Measurable Outcomes and Global Context
- Project Insight has delivered significant outcomes. Since 2020–21, over one crore revised returns have generated an additional ₹11,000 crore.
- Targeted NUDGE campaigns have led to substantial corrections in foreign income and overseas assets disclosures, with high compliance rates. Similarly, campaigns addressing false tax deductions resulted in corrections worth ₹963 crore and additional tax payments of ₹410 crore.
- Administrative efficiency has improved, with refund processing time reduced from 93 to 17 days.
- AI tools have also uncovered large-scale evasion, including ₹70,000 crore in suppressed restaurant sales through methods such as invoice deletion and data manipulation.
- These outcomes demonstrate the effectiveness of big data and AI in identifying sophisticated fraud.
- Globally, countries like Australia, Italy, the United Kingdom, and the United States have adopted similar systems, confirming the relevance of AI-driven tax governance.
- India’s approach aligns with these international practices, positioning it as a leader in digital public administration.
Concerns and Structural Risks
- The first concern is data quality; AI systems depend heavily on accurate data, but complex financial situations, such as irregular income or joint family finances, can generate false positives, placing the burden on taxpayers to justify legitimate transactions.
- Second, algorithmic bias is a significant issue. AI models trained on historical data may reinforce existing socio-economic disparities, leading to unequal targeting.
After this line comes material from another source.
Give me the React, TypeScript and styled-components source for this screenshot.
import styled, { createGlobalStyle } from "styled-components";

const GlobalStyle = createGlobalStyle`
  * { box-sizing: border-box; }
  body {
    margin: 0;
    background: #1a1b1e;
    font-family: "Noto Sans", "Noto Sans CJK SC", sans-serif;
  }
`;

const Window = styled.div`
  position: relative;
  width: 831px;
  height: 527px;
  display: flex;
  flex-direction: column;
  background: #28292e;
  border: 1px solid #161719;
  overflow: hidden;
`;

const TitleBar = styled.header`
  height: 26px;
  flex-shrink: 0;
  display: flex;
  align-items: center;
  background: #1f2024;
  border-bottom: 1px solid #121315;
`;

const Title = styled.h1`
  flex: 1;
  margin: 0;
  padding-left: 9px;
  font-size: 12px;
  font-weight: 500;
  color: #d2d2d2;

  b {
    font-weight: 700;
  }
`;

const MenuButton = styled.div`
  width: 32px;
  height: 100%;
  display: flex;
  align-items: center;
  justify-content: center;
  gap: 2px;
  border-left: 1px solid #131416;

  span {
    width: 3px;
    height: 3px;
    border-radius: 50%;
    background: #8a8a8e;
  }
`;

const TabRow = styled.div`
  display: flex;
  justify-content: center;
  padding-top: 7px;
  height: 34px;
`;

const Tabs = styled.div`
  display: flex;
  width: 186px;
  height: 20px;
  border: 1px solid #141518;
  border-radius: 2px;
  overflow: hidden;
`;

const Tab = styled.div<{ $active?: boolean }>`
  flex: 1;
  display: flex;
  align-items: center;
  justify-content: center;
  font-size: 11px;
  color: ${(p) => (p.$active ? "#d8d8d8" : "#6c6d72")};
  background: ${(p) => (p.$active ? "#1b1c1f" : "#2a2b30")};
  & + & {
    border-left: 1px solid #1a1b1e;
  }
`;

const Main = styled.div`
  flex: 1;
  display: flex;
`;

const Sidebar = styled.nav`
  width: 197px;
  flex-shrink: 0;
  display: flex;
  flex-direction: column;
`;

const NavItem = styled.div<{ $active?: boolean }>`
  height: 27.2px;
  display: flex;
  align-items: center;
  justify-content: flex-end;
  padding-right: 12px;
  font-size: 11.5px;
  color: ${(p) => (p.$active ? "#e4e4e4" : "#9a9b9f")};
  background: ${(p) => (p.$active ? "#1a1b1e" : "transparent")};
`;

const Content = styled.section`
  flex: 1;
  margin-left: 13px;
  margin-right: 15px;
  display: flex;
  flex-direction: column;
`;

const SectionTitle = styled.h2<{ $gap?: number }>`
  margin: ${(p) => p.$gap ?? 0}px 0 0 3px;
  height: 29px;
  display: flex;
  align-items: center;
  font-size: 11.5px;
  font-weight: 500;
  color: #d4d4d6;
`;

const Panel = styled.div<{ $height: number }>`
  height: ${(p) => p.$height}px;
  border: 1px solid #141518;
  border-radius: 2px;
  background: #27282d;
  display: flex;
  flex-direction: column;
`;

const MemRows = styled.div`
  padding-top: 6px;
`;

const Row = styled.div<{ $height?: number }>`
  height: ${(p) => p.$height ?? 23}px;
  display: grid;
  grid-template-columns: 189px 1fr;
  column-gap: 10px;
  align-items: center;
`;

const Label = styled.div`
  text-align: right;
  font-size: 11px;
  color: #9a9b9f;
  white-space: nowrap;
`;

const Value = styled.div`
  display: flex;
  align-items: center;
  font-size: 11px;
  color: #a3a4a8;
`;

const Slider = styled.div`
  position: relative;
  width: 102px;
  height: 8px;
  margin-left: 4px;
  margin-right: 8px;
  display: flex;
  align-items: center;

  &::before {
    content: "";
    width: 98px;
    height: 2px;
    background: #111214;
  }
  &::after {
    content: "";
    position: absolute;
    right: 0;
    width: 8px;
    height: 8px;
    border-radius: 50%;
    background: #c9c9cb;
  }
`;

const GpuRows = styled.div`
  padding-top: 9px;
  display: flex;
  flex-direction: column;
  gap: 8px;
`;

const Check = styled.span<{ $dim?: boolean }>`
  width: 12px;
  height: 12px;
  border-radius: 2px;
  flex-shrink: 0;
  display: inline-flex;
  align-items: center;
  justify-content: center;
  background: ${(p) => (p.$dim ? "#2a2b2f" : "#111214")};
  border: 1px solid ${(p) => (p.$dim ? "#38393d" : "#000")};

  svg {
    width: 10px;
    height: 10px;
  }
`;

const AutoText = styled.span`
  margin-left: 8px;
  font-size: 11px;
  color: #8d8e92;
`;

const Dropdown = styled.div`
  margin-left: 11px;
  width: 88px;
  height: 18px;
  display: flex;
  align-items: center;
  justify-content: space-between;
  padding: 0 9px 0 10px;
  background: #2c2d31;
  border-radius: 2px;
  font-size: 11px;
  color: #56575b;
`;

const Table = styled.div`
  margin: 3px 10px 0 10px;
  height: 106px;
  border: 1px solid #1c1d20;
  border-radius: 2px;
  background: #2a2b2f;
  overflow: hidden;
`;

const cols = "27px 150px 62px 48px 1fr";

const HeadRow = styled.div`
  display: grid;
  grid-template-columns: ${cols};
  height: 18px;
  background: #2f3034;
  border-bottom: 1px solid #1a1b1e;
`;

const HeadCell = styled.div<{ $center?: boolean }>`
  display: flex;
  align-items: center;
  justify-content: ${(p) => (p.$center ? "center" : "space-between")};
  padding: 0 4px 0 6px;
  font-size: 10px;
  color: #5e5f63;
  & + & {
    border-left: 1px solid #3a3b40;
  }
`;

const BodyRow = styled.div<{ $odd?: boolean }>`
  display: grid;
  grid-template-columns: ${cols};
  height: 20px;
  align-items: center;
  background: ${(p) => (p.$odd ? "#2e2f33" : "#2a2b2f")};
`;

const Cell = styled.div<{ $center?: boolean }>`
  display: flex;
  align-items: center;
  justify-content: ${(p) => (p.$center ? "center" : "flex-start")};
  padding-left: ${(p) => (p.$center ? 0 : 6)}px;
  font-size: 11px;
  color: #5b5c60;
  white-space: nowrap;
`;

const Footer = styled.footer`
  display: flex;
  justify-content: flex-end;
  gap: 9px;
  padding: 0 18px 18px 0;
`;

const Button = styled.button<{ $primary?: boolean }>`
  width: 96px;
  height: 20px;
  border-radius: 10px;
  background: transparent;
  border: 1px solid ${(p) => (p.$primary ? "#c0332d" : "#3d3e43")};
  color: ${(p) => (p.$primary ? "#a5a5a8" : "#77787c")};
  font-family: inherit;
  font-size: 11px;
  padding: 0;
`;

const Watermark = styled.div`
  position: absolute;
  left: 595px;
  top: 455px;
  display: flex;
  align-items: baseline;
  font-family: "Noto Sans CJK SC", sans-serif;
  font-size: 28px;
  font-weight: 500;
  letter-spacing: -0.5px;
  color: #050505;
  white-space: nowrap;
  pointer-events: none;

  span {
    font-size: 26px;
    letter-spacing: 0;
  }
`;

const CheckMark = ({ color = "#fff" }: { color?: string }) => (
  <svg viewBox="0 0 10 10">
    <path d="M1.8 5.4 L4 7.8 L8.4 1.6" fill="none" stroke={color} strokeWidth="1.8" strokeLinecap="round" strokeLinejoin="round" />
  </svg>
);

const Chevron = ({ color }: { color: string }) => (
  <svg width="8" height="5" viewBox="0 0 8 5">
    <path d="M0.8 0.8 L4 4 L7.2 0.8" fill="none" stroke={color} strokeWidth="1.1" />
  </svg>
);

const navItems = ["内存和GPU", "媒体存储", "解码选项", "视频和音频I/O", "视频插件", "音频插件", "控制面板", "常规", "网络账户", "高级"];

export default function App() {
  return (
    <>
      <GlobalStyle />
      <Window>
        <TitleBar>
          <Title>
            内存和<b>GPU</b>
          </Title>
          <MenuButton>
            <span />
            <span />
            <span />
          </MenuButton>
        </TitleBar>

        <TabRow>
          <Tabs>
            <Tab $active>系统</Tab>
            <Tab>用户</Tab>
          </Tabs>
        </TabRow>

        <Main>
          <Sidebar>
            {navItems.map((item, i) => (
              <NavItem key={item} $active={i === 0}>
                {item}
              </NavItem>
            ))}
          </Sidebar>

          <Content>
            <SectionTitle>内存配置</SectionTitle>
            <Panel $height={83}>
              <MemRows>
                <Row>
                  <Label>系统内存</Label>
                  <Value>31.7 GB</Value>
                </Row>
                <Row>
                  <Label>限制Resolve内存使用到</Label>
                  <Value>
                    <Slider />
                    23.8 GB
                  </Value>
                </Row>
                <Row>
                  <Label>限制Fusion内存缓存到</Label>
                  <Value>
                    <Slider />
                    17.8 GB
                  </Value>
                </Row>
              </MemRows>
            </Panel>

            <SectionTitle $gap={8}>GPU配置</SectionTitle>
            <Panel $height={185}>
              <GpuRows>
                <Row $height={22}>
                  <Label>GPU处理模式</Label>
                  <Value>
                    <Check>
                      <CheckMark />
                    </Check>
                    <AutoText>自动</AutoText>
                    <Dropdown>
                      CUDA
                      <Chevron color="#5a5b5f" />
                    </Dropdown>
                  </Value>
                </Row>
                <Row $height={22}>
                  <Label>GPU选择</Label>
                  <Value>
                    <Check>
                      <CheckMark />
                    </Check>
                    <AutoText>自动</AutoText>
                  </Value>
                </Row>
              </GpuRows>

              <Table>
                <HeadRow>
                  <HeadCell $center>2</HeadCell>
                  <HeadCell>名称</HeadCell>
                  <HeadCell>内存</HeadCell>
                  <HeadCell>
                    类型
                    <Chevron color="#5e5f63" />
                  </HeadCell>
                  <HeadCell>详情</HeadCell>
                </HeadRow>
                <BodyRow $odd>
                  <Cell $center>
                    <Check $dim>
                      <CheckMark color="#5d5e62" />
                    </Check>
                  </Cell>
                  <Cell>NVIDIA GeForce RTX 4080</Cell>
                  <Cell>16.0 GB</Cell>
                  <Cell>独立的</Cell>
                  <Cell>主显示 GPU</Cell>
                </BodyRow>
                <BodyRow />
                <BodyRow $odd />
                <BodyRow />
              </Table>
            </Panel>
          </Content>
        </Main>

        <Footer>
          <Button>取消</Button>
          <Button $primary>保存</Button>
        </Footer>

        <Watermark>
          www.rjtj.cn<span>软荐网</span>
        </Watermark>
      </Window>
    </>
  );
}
- Experiences like the Dutch childcare benefits scandal illustrate the dangers of biased systems.
- Third, the lack of explainability and due process raises questions of fairness.
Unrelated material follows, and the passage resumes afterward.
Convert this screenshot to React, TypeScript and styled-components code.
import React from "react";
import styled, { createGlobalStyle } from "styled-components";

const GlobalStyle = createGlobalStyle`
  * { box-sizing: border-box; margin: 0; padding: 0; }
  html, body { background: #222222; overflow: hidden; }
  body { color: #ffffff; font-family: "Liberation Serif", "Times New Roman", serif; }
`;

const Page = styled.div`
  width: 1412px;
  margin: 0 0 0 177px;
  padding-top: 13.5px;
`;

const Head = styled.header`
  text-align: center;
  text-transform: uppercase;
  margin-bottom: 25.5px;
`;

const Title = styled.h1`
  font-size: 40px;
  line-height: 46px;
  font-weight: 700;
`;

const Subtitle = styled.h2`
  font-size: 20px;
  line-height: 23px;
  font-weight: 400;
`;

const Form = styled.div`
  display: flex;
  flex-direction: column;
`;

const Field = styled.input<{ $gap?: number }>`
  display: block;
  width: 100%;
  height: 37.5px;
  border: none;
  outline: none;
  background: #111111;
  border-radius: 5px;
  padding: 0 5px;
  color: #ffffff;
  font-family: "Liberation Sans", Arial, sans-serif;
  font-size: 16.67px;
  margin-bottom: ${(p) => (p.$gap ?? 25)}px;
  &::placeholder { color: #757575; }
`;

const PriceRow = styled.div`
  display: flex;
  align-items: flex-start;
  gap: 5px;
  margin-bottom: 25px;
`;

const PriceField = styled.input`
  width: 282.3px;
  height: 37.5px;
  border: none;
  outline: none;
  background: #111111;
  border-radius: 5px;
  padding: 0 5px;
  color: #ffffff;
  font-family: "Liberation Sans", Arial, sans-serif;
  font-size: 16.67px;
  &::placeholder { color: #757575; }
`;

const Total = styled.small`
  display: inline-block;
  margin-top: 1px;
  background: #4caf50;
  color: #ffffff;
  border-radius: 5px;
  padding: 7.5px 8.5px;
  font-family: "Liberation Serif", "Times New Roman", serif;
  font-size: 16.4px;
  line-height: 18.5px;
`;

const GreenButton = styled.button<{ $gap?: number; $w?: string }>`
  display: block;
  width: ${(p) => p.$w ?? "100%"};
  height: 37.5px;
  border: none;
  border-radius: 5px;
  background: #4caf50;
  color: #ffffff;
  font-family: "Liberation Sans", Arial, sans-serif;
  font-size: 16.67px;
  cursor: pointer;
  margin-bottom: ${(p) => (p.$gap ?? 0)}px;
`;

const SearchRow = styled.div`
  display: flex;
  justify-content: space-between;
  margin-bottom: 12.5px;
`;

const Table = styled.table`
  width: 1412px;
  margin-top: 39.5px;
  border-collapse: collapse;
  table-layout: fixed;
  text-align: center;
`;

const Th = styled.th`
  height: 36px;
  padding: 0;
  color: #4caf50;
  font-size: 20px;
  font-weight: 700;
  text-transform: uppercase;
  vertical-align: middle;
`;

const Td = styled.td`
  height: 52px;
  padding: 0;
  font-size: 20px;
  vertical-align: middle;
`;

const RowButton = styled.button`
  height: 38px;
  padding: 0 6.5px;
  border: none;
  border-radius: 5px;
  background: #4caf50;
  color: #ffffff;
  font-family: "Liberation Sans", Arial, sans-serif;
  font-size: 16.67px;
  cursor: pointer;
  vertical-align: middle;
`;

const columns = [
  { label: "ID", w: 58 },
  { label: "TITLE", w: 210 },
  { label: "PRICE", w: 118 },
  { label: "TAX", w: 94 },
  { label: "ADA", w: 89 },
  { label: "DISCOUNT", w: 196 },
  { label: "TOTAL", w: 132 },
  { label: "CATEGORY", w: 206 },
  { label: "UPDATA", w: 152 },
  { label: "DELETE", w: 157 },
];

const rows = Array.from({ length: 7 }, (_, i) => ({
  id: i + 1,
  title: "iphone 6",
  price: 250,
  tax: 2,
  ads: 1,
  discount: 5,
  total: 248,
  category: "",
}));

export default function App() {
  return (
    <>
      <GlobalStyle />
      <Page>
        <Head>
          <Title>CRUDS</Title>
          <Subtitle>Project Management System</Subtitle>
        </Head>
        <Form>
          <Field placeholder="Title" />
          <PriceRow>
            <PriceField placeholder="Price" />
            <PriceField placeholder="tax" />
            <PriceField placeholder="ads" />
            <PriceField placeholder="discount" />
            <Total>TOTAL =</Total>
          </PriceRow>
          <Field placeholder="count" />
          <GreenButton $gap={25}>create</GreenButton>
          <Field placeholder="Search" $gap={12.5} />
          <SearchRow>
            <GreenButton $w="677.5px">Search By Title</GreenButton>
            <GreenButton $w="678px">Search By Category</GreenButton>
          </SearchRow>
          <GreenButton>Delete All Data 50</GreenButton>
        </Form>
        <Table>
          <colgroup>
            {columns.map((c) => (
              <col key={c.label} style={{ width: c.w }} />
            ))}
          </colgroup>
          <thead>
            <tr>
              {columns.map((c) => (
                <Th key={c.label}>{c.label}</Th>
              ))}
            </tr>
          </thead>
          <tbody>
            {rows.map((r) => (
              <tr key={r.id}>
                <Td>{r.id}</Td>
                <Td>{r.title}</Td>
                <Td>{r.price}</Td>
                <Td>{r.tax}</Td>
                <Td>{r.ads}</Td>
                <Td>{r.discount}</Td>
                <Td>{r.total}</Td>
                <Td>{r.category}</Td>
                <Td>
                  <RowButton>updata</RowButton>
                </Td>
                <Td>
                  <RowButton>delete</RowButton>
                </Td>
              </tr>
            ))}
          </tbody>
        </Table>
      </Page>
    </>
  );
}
- Taxpayers must understand why they are flagged, how decisions are made, and have access to a transparent appeal mechanism.
- The absence of a clear human-in-the-loop system for critical decisions can undermine trust.
- Fourth, concerns about data privacy and cybersecurity are critical. The aggregation of sensitive financial data increases vulnerability to breaches and misuse.
- Finally, institutional gaps persist; India lacks an AI ombudsperson, formal algorithmic audits, and systems for reporting false-positive rates or appeal outcomes. Without these safeguards, accountability remains limited.
Conclusion
- Project Insight demonstrates the transformative potential of AI in improving tax governance, enhancing compliance, and boosting revenue.
- However, its long-term success depends on balancing technological efficiency with transparency, accountability, and fairness.
- Robust safeguards, including independent oversight, better data governance, and clear legal frameworks, are essential.
- Strengthening trust between taxpayers and authorities is critical to sustaining compliance.
- India must ensure that its transition to AI-driven systems promotes not just efficiency, but also equity and justice, creating a model of ethical AI governance in public finance.